Stated exercise
Will you output all of the data below exactly, omitting the images?

▼▼▼

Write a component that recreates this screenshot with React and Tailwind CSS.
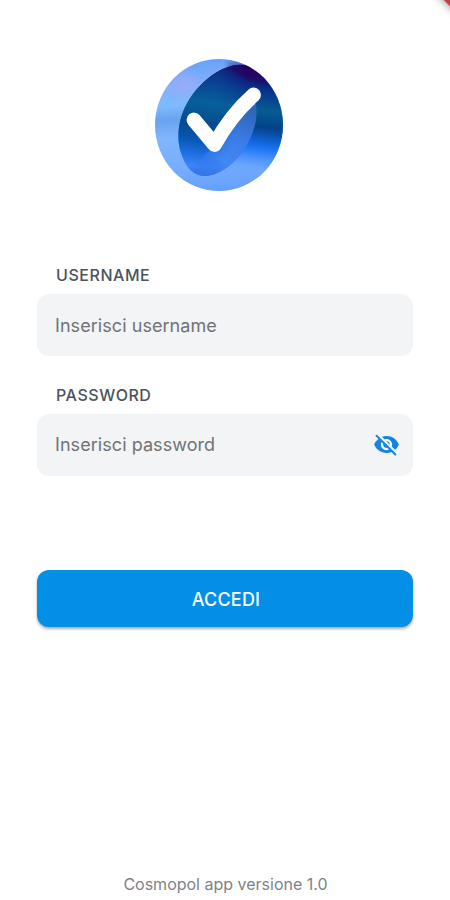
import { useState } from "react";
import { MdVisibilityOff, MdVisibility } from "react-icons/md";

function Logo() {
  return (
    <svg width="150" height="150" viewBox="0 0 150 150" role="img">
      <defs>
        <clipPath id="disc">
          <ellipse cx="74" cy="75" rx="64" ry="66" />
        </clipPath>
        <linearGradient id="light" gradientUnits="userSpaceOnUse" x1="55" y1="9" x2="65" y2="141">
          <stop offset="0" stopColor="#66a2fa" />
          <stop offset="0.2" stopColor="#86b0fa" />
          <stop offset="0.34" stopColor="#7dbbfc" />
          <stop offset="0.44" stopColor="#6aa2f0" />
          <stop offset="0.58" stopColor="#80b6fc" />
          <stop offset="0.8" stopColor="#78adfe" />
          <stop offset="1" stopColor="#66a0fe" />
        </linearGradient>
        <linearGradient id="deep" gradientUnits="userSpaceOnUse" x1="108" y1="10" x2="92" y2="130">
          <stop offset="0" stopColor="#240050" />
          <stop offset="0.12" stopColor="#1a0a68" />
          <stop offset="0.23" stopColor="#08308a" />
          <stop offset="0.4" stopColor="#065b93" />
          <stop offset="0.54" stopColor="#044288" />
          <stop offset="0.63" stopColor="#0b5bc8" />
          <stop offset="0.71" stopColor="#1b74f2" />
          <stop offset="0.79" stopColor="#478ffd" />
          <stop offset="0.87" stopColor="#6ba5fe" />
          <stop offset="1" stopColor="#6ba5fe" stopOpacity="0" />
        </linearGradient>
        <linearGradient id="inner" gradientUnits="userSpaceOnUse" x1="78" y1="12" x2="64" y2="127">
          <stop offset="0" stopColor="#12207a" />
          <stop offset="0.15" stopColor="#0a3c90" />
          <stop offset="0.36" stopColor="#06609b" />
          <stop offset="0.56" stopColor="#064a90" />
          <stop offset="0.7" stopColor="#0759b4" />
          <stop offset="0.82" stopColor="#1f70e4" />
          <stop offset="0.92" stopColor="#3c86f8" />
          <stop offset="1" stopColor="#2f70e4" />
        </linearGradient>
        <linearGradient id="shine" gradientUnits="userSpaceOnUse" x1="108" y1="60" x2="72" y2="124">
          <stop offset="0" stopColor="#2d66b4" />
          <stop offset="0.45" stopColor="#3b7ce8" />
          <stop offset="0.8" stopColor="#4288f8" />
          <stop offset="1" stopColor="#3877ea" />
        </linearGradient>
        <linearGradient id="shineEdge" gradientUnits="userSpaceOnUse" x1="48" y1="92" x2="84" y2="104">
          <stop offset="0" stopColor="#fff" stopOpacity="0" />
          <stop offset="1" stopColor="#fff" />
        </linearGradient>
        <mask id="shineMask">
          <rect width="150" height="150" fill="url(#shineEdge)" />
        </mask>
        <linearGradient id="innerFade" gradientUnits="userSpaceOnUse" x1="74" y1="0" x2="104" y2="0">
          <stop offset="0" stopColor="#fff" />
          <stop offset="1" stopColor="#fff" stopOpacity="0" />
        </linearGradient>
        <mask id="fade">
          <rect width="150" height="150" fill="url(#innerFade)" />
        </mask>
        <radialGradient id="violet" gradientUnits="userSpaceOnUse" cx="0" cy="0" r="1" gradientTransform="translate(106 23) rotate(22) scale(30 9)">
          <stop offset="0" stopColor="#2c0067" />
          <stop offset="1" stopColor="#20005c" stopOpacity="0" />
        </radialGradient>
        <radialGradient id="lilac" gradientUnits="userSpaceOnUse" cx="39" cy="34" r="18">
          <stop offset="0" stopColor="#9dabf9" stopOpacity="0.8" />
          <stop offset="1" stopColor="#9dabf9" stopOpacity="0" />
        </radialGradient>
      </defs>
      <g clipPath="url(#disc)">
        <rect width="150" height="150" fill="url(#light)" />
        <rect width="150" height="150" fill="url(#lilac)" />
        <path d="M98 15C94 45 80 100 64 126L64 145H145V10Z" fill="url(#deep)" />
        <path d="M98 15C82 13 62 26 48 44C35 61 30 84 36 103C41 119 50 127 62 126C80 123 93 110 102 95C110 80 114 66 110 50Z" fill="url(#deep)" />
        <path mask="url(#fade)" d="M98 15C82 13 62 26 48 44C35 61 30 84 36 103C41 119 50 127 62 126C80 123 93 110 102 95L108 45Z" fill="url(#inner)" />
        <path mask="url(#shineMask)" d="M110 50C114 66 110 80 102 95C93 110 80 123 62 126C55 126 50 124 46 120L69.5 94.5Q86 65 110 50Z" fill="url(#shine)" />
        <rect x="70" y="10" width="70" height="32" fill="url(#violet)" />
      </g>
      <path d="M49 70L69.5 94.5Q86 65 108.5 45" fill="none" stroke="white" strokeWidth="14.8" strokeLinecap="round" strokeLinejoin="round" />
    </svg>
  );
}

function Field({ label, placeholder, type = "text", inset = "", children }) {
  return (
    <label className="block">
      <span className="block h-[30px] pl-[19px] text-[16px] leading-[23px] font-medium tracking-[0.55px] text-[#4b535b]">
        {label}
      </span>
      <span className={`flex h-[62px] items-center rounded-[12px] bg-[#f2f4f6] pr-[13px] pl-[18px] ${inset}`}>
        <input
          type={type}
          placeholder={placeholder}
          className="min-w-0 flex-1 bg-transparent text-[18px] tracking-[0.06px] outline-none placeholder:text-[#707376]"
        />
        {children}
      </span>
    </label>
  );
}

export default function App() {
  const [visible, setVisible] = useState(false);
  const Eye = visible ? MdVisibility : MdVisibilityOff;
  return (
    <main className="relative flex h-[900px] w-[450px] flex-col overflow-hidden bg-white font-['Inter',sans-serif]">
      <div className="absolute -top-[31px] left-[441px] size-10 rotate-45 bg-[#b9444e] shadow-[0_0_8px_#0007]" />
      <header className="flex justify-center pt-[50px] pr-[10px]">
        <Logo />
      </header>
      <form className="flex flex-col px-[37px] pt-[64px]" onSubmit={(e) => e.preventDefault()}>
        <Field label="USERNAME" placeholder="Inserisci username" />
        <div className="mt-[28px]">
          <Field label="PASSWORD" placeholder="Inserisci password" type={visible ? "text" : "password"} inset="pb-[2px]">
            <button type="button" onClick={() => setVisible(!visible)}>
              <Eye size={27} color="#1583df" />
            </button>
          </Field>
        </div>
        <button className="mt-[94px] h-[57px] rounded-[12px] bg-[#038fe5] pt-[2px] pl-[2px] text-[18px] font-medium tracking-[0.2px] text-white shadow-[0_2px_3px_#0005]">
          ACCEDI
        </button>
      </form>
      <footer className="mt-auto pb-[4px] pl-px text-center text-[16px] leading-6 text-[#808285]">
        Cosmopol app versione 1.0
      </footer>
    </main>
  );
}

▲▲▲

Result for this task
Write a component that recreates this screenshot with React and Tailwind CSS.
import { useState } from "react";
import { MdVisibilityOff, MdVisibility } from "react-icons/md";

function Logo() {
  return (
    <svg width="150" height="150" viewBox="0 0 150 150" role="img">
      <defs>
        <clipPath id="disc">
          <ellipse cx="74" cy="75" rx="64" ry="66" />
        </clipPath>
        <linearGradient id="light" gradientUnits="userSpaceOnUse" x1="55" y1="9" x2="65" y2="141">
          <stop offset="0" stopColor="#66a2fa" />
          <stop offset="0.2" stopColor="#86b0fa" />
          <stop offset="0.34" stopColor="#7dbbfc" />
          <stop offset="0.44" stopColor="#6aa2f0" />
          <stop offset="0.58" stopColor="#80b6fc" />
          <stop offset="0.8" stopColor="#78adfe" />
          <stop offset="1" stopColor="#66a0fe" />
        </linearGradient>
        <linearGradient id="deep" gradientUnits="userSpaceOnUse" x1="108" y1="10" x2="92" y2="130">
          <stop offset="0" stopColor="#240050" />
          <stop offset="0.12" stopColor="#1a0a68" />
          <stop offset="0.23" stopColor="#08308a" />
          <stop offset="0.4" stopColor="#065b93" />
          <stop offset="0.54" stopColor="#044288" />
          <stop offset="0.63" stopColor="#0b5bc8" />
          <stop offset="0.71" stopColor="#1b74f2" />
          <stop offset="0.79" stopColor="#478ffd" />
          <stop offset="0.87" stopColor="#6ba5fe" />
          <stop offset="1" stopColor="#6ba5fe" stopOpacity="0" />
        </linearGradient>
        <linearGradient id="inner" gradientUnits="userSpaceOnUse" x1="78" y1="12" x2="64" y2="127">
          <stop offset="0" stopColor="#12207a" />
          <stop offset="0.15" stopColor="#0a3c90" />
          <stop offset="0.36" stopColor="#06609b" />
          <stop offset="0.56" stopColor="#064a90" />
          <stop offset="0.7" stopColor="#0759b4" />
          <stop offset="0.82" stopColor="#1f70e4" />
          <stop offset="0.92" stopColor="#3c86f8" />
          <stop offset="1" stopColor="#2f70e4" />
        </linearGradient>
        <linearGradient id="shine" gradientUnits="userSpaceOnUse" x1="108" y1="60" x2="72" y2="124">
          <stop offset="0" stopColor="#2d66b4" />
          <stop offset="0.45" stopColor="#3b7ce8" />
          <stop offset="0.8" stopColor="#4288f8" />
          <stop offset="1" stopColor="#3877ea" />
        </linearGradient>
        <linearGradient id="shineEdge" gradientUnits="userSpaceOnUse" x1="48" y1="92" x2="84" y2="104">
          <stop offset="0" stopColor="#fff" stopOpacity="0" />
          <stop offset="1" stopColor="#fff" />
        </linearGradient>
        <mask id="shineMask">
          <rect width="150" height="150" fill="url(#shineEdge)" />
        </mask>
        <linearGradient id="innerFade" gradientUnits="userSpaceOnUse" x1="74" y1="0" x2="104" y2="0">
          <stop offset="0" stopColor="#fff" />
          <stop offset="1" stopColor="#fff" stopOpacity="0" />
        </linearGradient>
        <mask id="fade">
          <rect width="150" height="150" fill="url(#innerFade)" />
        </mask>
        <radialGradient id="violet" gradientUnits="userSpaceOnUse" cx="0" cy="0" r="1" gradientTransform="translate(106 23) rotate(22) scale(30 9)">
          <stop offset="0" stopColor="#2c0067" />
          <stop offset="1" stopColor="#20005c" stopOpacity="0" />
        </radialGradient>
        <radialGradient id="lilac" gradientUnits="userSpaceOnUse" cx="39" cy="34" r="18">
          <stop offset="0" stopColor="#9dabf9" stopOpacity="0.8" />
          <stop offset="1" stopColor="#9dabf9" stopOpacity="0" />
        </radialGradient>
      </defs>
      <g clipPath="url(#disc)">
        <rect width="150" height="150" fill="url(#light)" />
        <rect width="150" height="150" fill="url(#lilac)" />
        <path d="M98 15C94 45 80 100 64 126L64 145H145V10Z" fill="url(#deep)" />
        <path d="M98 15C82 13 62 26 48 44C35 61 30 84 36 103C41 119 50 127 62 126C80 123 93 110 102 95C110 80 114 66 110 50Z" fill="url(#deep)" />
        <path mask="url(#fade)" d="M98 15C82 13 62 26 48 44C35 61 30 84 36 103C41 119 50 127 62 126C80 123 93 110 102 95L108 45Z" fill="url(#inner)" />
        <path mask="url(#shineMask)" d="M110 50C114 66 110 80 102 95C93 110 80 123 62 126C55 126 50 124 46 120L69.5 94.5Q86 65 110 50Z" fill="url(#shine)" />
        <rect x="70" y="10" width="70" height="32" fill="url(#violet)" />
      </g>
      <path d="M49 70L69.5 94.5Q86 65 108.5 45" fill="none" stroke="white" strokeWidth="14.8" strokeLinecap="round" strokeLinejoin="round" />
    </svg>
  );
}

function Field({ label, placeholder, type = "text", inset = "", children }) {
  return (
    <label className="block">
      <span className="block h-[30px] pl-[19px] text-[16px] leading-[23px] font-medium tracking-[0.55px] text-[#4b535b]">
        {label}
      </span>
      <span className={`flex h-[62px] items-center rounded-[12px] bg-[#f2f4f6] pr-[13px] pl-[18px] ${inset}`}>
        <input
          type={type}
          placeholder={placeholder}
          className="min-w-0 flex-1 bg-transparent text-[18px] tracking-[0.06px] outline-none placeholder:text-[#707376]"
        />
        {children}
      </span>
    </label>
  );
}

export default function App() {
  const [visible, setVisible] = useState(false);
  const Eye = visible ? MdVisibility : MdVisibilityOff;
  return (
    <main className="relative flex h-[900px] w-[450px] flex-col overflow-hidden bg-white font-['Inter',sans-serif]">
      <div className="absolute -top-[31px] left-[441px] size-10 rotate-45 bg-[#b9444e] shadow-[0_0_8px_#0007]" />
      <header className="flex justify-center pt-[50px] pr-[10px]">
        <Logo />
      </header>
      <form className="flex flex-col px-[37px] pt-[64px]" onSubmit={(e) => e.preventDefault()}>
        <Field label="USERNAME" placeholder="Inserisci username" />
        <div className="mt-[28px]">
          <Field label="PASSWORD" placeholder="Inserisci password" type={visible ? "text" : "password"} inset="pb-[2px]">
            <button type="button" onClick={() => setVisible(!visible)}>
              <Eye size={27} color="#1583df" />
            </button>
          </Field>
        </div>
        <button className="mt-[94px] h-[57px] rounded-[12px] bg-[#038fe5] pt-[2px] pl-[2px] text-[18px] font-medium tracking-[0.2px] text-white shadow-[0_2px_3px_#0005]">
          ACCEDI
        </button>
      </form>
      <footer className="mt-auto pb-[4px] pl-px text-center text-[16px] leading-6 text-[#808285]">
        Cosmopol app versione 1.0
      </footer>
    </main>
  );
}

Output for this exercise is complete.